(TASK GOAL): Examine the material below. Gather every line in which the string "this" appears.

(GIVEN ENTRIES):
►

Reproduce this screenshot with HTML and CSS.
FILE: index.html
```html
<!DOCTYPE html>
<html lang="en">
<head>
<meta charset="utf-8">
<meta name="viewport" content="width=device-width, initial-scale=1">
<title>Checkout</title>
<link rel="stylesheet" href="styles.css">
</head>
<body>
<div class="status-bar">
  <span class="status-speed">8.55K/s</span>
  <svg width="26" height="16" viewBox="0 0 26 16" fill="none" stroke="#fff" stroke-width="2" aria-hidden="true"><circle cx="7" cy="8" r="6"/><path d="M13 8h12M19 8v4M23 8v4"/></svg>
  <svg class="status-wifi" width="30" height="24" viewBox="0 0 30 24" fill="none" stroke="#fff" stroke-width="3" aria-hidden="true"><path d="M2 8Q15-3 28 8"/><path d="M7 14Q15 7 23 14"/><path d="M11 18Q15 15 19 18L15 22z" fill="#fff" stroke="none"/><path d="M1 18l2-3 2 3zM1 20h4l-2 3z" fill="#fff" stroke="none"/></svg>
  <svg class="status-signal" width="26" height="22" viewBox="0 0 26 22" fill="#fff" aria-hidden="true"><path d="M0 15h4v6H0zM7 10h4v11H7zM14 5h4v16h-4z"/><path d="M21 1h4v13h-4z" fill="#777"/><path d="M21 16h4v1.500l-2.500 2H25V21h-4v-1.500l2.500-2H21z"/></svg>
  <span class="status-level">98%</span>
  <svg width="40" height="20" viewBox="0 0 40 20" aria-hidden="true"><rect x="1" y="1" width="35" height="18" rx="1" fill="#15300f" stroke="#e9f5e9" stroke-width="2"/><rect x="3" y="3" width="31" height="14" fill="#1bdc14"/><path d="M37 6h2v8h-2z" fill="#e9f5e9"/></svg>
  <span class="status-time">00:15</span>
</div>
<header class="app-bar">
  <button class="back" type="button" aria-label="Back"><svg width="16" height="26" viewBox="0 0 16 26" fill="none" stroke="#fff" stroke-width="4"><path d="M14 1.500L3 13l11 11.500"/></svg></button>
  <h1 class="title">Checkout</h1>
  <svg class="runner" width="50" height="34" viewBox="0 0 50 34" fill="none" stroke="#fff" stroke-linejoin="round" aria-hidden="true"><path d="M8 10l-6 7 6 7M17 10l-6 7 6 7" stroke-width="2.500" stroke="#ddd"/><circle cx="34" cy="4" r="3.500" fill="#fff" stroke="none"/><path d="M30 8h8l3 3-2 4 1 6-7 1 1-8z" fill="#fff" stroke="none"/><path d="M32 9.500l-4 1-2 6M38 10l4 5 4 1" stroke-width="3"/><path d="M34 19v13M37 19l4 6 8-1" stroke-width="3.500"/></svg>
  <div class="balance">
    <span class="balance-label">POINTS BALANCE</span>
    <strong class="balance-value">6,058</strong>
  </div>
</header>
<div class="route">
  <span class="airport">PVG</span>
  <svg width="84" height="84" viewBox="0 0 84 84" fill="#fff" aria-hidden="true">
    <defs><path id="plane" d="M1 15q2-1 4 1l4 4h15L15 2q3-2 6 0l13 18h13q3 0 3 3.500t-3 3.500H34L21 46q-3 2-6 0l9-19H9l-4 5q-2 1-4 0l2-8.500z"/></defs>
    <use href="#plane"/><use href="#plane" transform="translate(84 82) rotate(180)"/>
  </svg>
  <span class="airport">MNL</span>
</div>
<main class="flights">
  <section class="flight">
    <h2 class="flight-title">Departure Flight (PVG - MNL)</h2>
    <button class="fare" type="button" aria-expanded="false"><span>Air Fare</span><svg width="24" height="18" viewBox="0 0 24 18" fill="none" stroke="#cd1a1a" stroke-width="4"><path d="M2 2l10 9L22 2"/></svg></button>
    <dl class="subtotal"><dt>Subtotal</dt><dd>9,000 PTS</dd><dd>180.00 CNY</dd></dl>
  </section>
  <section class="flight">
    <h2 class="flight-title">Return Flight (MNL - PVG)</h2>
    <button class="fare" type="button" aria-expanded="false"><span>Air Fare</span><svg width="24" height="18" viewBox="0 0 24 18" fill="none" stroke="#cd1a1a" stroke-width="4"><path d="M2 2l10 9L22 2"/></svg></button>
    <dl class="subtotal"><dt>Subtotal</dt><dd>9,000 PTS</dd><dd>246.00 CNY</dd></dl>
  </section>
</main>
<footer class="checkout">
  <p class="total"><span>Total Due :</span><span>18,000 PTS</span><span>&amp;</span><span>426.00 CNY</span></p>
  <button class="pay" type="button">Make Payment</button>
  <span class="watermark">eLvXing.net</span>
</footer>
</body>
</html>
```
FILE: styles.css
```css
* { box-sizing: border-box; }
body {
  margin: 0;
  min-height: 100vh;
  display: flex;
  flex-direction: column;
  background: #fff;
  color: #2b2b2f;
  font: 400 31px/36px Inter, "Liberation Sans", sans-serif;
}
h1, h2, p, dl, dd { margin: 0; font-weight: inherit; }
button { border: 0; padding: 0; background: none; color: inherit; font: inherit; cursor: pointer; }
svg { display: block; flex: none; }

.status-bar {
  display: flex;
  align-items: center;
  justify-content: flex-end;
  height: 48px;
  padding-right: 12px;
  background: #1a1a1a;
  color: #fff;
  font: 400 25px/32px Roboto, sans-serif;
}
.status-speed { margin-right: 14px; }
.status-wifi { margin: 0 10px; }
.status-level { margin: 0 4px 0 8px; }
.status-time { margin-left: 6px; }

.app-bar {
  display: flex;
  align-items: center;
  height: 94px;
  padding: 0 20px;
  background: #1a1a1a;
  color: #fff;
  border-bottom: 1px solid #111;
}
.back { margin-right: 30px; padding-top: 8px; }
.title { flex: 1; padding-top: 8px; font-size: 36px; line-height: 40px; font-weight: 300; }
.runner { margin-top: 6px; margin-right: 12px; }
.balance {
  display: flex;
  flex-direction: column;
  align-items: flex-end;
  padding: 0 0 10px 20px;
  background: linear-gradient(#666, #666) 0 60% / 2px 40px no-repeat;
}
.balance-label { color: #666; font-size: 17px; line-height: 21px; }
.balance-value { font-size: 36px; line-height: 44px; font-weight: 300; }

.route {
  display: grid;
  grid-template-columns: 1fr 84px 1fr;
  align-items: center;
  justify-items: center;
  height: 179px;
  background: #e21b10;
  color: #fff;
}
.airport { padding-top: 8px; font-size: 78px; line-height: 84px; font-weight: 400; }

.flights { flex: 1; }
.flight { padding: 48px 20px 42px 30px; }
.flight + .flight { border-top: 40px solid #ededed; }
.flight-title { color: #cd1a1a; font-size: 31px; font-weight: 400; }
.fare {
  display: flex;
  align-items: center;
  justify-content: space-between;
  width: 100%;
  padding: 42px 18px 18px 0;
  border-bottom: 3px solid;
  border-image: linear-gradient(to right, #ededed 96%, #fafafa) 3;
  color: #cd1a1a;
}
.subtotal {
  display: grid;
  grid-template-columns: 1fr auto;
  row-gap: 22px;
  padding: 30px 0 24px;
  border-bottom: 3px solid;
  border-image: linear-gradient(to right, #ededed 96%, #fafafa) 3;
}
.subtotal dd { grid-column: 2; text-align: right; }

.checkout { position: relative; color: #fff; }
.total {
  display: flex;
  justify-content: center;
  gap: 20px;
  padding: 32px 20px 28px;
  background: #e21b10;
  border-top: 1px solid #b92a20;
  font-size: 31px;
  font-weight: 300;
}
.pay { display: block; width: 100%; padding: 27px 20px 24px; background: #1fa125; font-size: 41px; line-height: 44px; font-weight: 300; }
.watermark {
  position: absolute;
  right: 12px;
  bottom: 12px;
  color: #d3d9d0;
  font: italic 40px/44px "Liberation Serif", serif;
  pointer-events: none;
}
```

◄
►

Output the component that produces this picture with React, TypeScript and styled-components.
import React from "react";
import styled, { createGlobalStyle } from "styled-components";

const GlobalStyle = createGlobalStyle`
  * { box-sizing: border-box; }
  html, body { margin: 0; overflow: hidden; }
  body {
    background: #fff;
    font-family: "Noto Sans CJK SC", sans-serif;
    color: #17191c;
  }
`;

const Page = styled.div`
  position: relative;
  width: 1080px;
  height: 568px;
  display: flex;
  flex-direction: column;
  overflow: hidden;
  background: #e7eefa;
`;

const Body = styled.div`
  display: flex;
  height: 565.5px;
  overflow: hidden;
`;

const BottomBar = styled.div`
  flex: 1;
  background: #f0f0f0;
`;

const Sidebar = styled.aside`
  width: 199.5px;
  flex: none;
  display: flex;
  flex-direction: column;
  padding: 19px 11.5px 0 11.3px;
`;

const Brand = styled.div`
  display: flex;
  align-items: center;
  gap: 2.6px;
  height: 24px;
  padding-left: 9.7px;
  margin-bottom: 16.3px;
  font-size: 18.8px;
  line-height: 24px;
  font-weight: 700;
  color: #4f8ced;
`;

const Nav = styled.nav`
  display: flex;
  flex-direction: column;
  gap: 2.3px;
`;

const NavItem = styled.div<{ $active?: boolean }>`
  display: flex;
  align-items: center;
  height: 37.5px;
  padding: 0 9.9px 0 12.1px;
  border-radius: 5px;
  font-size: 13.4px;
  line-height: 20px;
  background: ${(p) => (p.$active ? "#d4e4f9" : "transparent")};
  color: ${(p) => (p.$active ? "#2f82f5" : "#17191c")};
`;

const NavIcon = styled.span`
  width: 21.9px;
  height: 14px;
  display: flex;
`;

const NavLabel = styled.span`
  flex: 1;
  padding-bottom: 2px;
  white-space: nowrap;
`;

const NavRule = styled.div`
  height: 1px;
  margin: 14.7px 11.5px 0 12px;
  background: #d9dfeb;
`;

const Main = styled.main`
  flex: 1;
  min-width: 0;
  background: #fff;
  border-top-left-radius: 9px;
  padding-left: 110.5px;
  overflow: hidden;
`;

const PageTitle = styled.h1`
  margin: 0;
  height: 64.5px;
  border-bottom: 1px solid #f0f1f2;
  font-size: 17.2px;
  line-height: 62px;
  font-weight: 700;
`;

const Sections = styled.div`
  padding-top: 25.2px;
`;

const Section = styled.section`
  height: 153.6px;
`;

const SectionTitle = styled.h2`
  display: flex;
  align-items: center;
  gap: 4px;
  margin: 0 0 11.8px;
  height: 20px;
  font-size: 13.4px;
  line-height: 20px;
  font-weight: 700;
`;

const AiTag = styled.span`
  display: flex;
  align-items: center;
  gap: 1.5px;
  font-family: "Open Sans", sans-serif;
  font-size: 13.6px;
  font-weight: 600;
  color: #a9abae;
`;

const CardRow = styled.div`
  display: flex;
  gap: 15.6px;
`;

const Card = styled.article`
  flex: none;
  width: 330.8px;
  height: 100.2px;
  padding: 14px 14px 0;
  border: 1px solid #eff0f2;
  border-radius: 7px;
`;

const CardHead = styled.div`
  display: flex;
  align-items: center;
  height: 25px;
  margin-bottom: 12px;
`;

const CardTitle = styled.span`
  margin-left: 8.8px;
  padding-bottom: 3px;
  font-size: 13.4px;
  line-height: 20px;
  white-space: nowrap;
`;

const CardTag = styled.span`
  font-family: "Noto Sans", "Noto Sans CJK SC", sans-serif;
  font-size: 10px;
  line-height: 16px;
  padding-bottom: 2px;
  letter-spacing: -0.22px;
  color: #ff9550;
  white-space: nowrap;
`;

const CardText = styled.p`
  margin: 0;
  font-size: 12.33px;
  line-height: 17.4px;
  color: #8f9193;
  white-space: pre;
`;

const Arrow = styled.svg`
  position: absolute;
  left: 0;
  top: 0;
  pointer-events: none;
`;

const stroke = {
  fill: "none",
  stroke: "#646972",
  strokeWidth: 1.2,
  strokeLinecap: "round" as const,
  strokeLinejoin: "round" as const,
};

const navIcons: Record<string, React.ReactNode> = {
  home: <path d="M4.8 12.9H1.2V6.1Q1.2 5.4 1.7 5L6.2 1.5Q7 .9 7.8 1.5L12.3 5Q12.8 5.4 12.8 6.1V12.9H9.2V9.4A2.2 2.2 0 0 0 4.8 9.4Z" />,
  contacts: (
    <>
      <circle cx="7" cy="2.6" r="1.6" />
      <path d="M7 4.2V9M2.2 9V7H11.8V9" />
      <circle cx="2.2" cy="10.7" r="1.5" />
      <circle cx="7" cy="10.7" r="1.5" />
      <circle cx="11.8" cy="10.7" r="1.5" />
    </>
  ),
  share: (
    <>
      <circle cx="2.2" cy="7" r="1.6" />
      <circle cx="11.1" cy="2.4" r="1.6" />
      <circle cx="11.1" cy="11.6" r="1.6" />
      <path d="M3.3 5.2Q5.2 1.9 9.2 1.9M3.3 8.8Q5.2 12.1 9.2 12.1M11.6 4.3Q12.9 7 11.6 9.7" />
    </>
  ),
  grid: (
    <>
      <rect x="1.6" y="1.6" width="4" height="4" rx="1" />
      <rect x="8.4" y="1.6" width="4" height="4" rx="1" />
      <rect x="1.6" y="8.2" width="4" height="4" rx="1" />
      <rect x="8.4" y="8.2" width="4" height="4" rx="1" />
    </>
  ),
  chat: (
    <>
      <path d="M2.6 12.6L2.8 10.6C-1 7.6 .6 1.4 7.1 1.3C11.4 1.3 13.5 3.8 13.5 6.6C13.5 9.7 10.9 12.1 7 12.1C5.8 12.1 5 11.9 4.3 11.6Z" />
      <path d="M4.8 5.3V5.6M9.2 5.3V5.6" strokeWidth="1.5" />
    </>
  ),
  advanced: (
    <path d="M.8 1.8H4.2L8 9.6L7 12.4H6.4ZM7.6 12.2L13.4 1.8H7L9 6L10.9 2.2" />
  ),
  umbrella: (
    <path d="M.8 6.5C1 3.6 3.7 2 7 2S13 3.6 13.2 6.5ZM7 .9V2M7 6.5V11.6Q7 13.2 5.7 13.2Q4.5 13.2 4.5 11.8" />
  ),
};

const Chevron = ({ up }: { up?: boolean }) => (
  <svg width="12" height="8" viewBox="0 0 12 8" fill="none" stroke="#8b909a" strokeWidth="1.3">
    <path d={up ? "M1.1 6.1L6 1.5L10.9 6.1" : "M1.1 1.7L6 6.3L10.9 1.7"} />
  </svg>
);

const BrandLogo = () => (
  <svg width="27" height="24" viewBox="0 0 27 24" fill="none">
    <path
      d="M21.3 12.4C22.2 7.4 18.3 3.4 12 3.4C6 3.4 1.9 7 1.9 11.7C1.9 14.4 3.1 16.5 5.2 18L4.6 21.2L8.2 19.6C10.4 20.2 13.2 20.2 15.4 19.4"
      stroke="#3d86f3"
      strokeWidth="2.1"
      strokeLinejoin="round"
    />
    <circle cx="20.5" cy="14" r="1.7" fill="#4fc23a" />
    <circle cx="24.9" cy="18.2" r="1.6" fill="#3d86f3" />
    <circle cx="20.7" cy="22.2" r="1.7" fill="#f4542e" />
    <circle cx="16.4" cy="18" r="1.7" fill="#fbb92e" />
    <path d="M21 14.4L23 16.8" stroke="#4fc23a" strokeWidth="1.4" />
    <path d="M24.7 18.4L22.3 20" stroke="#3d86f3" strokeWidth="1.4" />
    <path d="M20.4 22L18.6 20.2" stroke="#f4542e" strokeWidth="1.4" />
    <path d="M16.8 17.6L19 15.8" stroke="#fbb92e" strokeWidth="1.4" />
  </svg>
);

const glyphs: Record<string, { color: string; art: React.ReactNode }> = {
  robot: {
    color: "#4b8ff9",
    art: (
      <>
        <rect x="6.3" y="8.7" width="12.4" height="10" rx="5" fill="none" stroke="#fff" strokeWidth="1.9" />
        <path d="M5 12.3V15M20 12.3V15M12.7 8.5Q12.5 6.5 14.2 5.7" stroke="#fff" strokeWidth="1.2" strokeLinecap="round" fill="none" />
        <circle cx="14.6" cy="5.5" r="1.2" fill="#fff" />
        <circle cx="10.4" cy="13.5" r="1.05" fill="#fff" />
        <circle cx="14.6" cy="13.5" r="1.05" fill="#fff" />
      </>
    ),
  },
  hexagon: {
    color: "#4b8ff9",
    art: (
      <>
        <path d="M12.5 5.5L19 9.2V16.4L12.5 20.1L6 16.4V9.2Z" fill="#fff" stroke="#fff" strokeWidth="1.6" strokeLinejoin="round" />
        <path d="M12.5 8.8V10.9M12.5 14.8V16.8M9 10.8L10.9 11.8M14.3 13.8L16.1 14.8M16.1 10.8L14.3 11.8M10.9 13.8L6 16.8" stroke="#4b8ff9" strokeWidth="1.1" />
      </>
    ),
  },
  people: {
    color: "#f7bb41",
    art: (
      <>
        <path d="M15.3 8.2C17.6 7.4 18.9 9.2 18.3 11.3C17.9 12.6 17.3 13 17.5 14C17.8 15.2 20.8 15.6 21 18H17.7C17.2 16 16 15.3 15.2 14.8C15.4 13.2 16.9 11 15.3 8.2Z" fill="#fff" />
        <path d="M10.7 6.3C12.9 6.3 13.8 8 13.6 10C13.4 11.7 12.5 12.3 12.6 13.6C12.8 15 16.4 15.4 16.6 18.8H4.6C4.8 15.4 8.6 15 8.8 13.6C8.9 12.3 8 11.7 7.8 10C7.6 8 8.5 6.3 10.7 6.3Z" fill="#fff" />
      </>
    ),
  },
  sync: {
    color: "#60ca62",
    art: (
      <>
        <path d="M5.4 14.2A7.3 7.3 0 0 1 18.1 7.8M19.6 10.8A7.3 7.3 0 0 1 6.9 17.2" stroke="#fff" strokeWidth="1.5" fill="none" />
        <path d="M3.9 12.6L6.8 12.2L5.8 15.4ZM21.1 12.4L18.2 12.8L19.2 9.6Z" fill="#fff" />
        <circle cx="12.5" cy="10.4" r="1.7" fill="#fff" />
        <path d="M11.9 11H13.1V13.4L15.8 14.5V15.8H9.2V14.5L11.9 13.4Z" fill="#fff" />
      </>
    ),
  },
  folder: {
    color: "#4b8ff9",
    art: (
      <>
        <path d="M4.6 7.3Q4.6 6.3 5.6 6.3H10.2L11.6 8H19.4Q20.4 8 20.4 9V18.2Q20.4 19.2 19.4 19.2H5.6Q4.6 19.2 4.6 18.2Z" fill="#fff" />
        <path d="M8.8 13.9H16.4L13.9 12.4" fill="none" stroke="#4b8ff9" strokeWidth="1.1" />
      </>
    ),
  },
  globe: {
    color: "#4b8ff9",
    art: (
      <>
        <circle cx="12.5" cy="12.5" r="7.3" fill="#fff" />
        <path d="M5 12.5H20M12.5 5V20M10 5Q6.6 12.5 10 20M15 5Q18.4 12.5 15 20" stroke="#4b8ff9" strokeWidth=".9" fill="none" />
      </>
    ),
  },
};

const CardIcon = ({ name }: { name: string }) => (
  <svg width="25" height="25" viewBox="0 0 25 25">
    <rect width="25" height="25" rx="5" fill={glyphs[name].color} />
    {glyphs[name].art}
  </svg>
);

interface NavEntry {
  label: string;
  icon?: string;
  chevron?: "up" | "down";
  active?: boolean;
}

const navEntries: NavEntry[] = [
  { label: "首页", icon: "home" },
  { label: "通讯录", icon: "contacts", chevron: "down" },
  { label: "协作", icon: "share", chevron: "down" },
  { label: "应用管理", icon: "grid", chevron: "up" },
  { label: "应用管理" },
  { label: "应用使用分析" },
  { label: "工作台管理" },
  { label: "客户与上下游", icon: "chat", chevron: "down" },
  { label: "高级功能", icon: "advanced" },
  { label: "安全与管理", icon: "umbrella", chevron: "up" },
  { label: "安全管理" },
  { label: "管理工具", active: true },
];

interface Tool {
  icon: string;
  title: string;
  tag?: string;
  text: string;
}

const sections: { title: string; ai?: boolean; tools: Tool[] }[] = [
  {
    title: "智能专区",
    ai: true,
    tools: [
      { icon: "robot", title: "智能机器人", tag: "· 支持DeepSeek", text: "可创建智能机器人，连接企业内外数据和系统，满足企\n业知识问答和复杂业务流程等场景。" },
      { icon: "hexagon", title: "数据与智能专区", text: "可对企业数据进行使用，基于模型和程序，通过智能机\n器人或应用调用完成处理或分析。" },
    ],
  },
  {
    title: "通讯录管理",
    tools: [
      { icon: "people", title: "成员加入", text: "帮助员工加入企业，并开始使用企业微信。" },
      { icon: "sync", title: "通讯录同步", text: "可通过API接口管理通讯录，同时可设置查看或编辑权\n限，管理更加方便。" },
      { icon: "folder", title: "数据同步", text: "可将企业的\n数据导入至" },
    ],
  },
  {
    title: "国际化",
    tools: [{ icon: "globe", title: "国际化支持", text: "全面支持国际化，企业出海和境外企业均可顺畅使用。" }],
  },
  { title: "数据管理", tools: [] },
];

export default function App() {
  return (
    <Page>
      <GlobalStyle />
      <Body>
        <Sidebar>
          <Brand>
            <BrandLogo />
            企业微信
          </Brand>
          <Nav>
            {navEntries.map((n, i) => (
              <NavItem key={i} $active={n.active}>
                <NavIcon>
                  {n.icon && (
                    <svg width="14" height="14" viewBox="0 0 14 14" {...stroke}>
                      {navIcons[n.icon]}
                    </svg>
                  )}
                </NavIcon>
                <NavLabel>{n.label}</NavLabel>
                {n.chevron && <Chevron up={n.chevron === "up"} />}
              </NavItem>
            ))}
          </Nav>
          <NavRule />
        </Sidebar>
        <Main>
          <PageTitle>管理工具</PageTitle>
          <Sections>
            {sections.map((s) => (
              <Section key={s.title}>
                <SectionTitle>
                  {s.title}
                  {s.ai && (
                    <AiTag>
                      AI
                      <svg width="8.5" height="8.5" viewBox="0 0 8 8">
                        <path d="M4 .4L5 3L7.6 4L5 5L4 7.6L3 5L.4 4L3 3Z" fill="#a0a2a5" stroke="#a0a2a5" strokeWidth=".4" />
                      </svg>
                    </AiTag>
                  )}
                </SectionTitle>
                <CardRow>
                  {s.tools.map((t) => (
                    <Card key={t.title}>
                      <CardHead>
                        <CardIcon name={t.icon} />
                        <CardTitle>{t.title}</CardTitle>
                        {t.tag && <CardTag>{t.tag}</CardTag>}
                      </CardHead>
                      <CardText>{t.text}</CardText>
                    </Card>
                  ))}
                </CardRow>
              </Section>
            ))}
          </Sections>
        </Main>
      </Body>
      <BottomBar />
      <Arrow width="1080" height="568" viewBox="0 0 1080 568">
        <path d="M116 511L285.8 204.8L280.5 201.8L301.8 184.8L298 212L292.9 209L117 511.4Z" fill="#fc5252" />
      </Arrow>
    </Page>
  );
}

◄

(WRITTEN SOLUTION):
Reproduce this screenshot with HTML and CSS.
Output the component that produces this picture with React, TypeScript and styled-components.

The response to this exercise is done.